Something momentous already had. At a single stroke the SEC had written finis to one of Wall Street's most spectacular and controversial careers, built up in little more than a decade. The federal agency had also taken a mammoth stride forward in the insider-trading investigation that first exploded last May, when the SEC filed a civil complaint against Dennis Levine, a former managing director of the Drexel Burnham Lambert investment banking firm, and charged him with illegal trading in 54 stocks. Levine subsequently pleaded guilty to four criminal charges and gave up $10.6 million in illegal profits, the biggest insider-trading penalty until now.
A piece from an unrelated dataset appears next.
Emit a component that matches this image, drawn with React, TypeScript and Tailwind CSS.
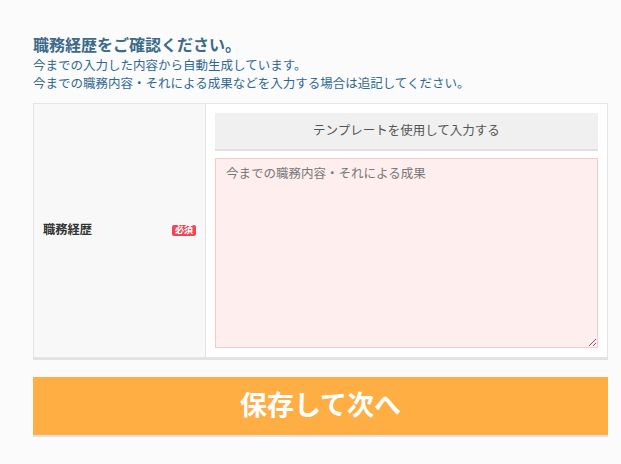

Ever since, Levine has been singing to the SEC; his testimony led directly to last week's judgment against Boesky. Now Boesky is cooperating with the regulators. There is no telling what further shocks may hit the stock market as a result. Said one Manhattan banker: "There'll be people named from almost every firm on Wall Street before this is over -- including mine."

The SEC's huge judgment could have a further chilling effect on the speculation that has swept the high-tech, high-volume stock market of the '80s. Boesky (pronounced Boe-ski), the son of a Russian immigrant, often played a central role in the dealmaking. His career was based on the high- rolling game known as risk arbitrage -- the opportunistic buying and selling of stocks in companies that appear on the verge of being taken over by other firms. The prices of those securities generally surge, giving arbitragers the chance to make swift profits.

Boesky always insisted that he bought stocks only after formal takeover bids were announced. But the SEC has shown that he and others often obtained advance tips from investment bankers about what deals were in the works and then used the information to make illegal trades. Says Investor William Simon, who was Treasury Secretary under Richard Nixon: "If anybody ever had any doubts that the authorities were serious about the issue, this ought to put those doubts to rest."